La prima assemblea verso la fusione di Ronago e Uggiate. Tanti dubbi e richieste

L’incontro Folla alla serata informativa a Ronago. Ipotesi sulla scuola: «Pochi i bambini per nuove classi. L’unione servirà per migliorare i servizi nei due paesi»

«Il nuovo Comune: chiamiamolo Ramina»: è la battuta di Felice Grisoni, uno dei circa cento partecipanti alla prima assemblea organizzata dalle amministrazioni di Ronago e di Uggiate per presentare alla popolazione la proposta di fusione comunale.

O forse proprio battuta non era, bensì la raffigurazione di un nome – simbolo della storica rete transfrontaliera: «Siamo due paesi di confine ed abbiamo sempre considerato il confine non come divisione, ma come opportunità», è la conclusione dell’intervento di Grisoni che ha posto domande molto concrete sul futuro di Ronago unito ad Uggiate. Per esempio, che cosa succederà dell’ufficio postale, dell’asilo, della biblioteca, dell’ambulatorio.

Le prospettive

«Il Comune di Ronago non è fallito»: ha sottolineato il sindaco, Agostino Grisoni, presentando il progetto di fusione ed ha messo in evidenza, come farà poi il sindaco di Uggiate Rita Lambrughi, che si tratta di una proposta, da sottoporre a referendum popolare. Un paese in declino demografico, ha analizzato; i servizi rischiano dunque alti costi e poca efficienza.

«A Ronago – ha spiegato – nascono sette - otto bambini ogni anno: la scuola non potrà stare in piedi e tuttora su 52 bambini che frequentano l’asilo, la metà viene da fuori.

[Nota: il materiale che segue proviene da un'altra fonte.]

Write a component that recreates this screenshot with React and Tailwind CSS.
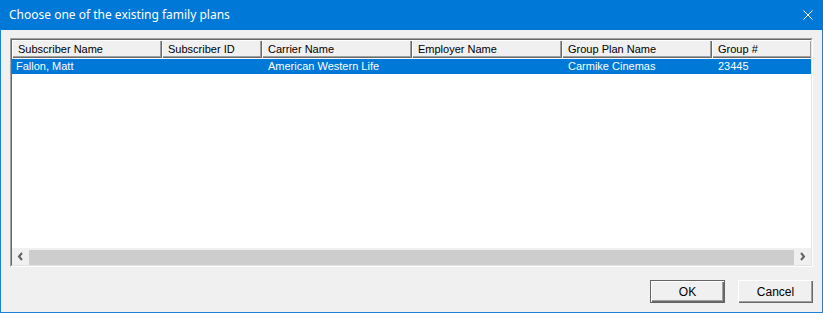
import React from "react";

const cols = [
  { name: "Subscriber Name", w: "w-[150px]" },
  { name: "Subscriber ID", w: "w-[100px]" },
  { name: "Carrier Name", w: "w-[150px]" },
  { name: "Employer Name", w: "w-[150px]" },
  { name: "Group Plan Name", w: "w-[150px]" },
  { name: "Group #", w: "w-[100px]" },
];

const row = ["Fallon, Matt", "", "American Western Life", "", "Carmike Cinemas", "23445"];

export default function App() {
  return (
    <div className="w-[823px] h-[313px] flex flex-col bg-[#f0f0f0] overflow-hidden" style={{ fontFamily: '"Liberation Sans", Arial, sans-serif' }}>
      {/* Title bar */}
      <div className="h-[30px] shrink-0 bg-[#0078d7] flex items-center justify-between pl-[9px] pr-[10px]">
        <span className="text-white text-[12px] leading-none pb-[1px]" style={{ fontFamily: '"Noto Sans", sans-serif' }}>
          Choose one of the existing family plans
        </span>
        <svg width="10" height="10" viewBox="0 0 10 10" className="mr-[0px]">
          <path d="M0.5 0.5 L9.5 9.5 M9.5 0.5 L0.5 9.5" stroke="white" strokeWidth="1" fill="none" />
        </svg>
      </div>

      {/* Body */}
      <div className="flex-1 flex flex-col border-x border-b border-[#1a82d6] pt-[8px] px-[9px] pb-[9px]">
        {/* List box sunken border */}
        <div className="h-[229px] border border-t-[#a0a0a0] border-l-[#a0a0a0] border-r-white border-b-white">
          <div className="h-full border border-t-[#696969] border-l-[#696969] border-r-[#e3e3e3] border-b-[#e3e3e3] bg-white flex flex-col overflow-hidden">
            {/* Header */}
            <div className="flex h-[18px] shrink-0 overflow-hidden">
              {cols.map((c) => (
                <div
                  key={c.name}
                  className={`${c.w} shrink-0 h-full bg-[#f0f0f0] text-[11px] text-black leading-[18px] pl-[6px] shadow-[inset_1px_1px_0_#ffffff,inset_-1px_-1px_0_#696969,inset_-2px_-2px_0_#a0a0a0]`}
                >
                  {c.name}
                </div>
              ))}
            </div>
            {/* Rows */}
            <div className="flex-1 pt-[1px]">
              <div className="flex h-[15px] bg-[#0078d7] text-white text-[11px] leading-[15px] overflow-hidden">
                {row.map((v, i) => (
                  <div key={i} className={`${cols[i].w} shrink-0 ${i === 0 ? "pl-[4px]" : "pl-[6px]"}`}>
                    {v}
                  </div>
                ))}
              </div>
            </div>
            {/* Horizontal scrollbar */}
            <div className="h-[17px] shrink-0 bg-[#f0f0f0] flex">
              <div className="w-[17px] h-full flex items-center justify-center">
                <svg width="7" height="9" viewBox="0 0 7 9">
                  <path d="M5 1 L2 4.5 L5 8" stroke="#606060" strokeWidth="2" fill="none" />
                </svg>
              </div>
              <div className="flex-1 h-full pt-[2px] pb-[0px]">
                <div className="h-full bg-[#cdcdcd]" />
              </div>
              <div className="w-[17px] h-full flex items-center justify-center">
                <svg width="7" height="9" viewBox="0 0 7 9">
                  <path d="M2 1 L5 4.5 L2 8" stroke="#606060" strokeWidth="2" fill="none" />
                </svg>
              </div>
            </div>
          </div>
        </div>

        {/* Buttons */}
        <div className="flex justify-end gap-[13px] mt-[13px] pr-[0px]">
          <button className="w-[75px] h-[23px] border border-[#646464] bg-[#f0f0f0] text-[12px] text-black shadow-[inset_1px_1px_0_#ffffff,inset_-1px_-1px_0_#696969,inset_-2px_-2px_0_#a0a0a0]">
            OK
          </button>
          <button className="w-[75px] h-[23px] bg-[#f0f0f0] text-[12px] text-black shadow-[inset_1px_1px_0_#ffffff,inset_-1px_-1px_0_#696969,inset_-2px_-2px_0_#a0a0a0]">
            Cancel
          </button>
        </div>
      </div>
    </div>
  );
}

Aumenta la popolazione anziana. La fusione permetterà di non chiudere servizi scolastici e di potenziare quelli dedicati agli anziani». Ha descritto il bilancio ed ha rimarcato come la sua amministrazione abbia cercato di difendere pubbliche utilità e di portarne altre, insieme all’Unione Terre di Frontiera. «Io non propongo la fusione per diventare il sindaco del Comune unico – ha proseguito - Io propongo la fusione per migliorare i servizi che già abbiamo e per realizzarne altri, per gestire due territori contigui con la tutela ambientale e la qualità della vita, con maggiori risorse e minori spese».

Maria Giuliana Brambilla, tra l’altro, ha insinuato sul «grande affare della fusione», insinuazioni respinte con determinazione.

«Ma quali sono i rischi ?», ha chiesto Alessio Merlo. « La paura di perdere l’identità, le tradizioni del proprio paese - ha replicato Rita Lambrughi – Poiché è una fusione solo amministrativa, nessun paese perderà le proprie caratteristiche e i propri punti di riferimento». Ciascuna località avrà un pro – sindaco: risposta data a Mario Chiavenna che ha rilevato come il nodo principale consista nel campanilismo. Niente da perdere, secondo i sindaci, tutto da migliorare, tante cose da fare insieme, con una visione unitaria e la fusione non si fa solo per ricevere 7,5 milioni in dieci anni come “premio” ai Comuni unificati.

«Non diventiamo periferia»

«E come investirete tutti questi soldi?», ha chiesto Filippo Violetti. «È ragionevole pensare che si potranno ridurre le imposte – ha detto il sindaco Grisoni – Lasciamo spendere quei soldi a chi verrà. Ma dalle piste ciclopedonali, agli impianti sportivi, all’ambulatorio, alla biblioteca, ai servizi sociali quanti progetti potrebbero decollare». E i servizi di trasporto? «Non abbiamo nemmeno un autobus per l’ospedale», ha notato Luciano Cantaluppi. Ma Uggiate ha istituito un servizio – navetta al proprio interno. Chissà mai che nel Comune unico si possa estendere. «Dateci almeno una parafarmacia», ha chiesto Antonella Cavallaro. Ma, secondo i sindaci, nessuno intraprende attività se non c’è ritorno economico dove i residenti sono pochi e i passanti ancora meno.

Domande e risposte da un paese che vuol vivere. Non vuol più essere periferia, non vuol diventare un’altra periferia.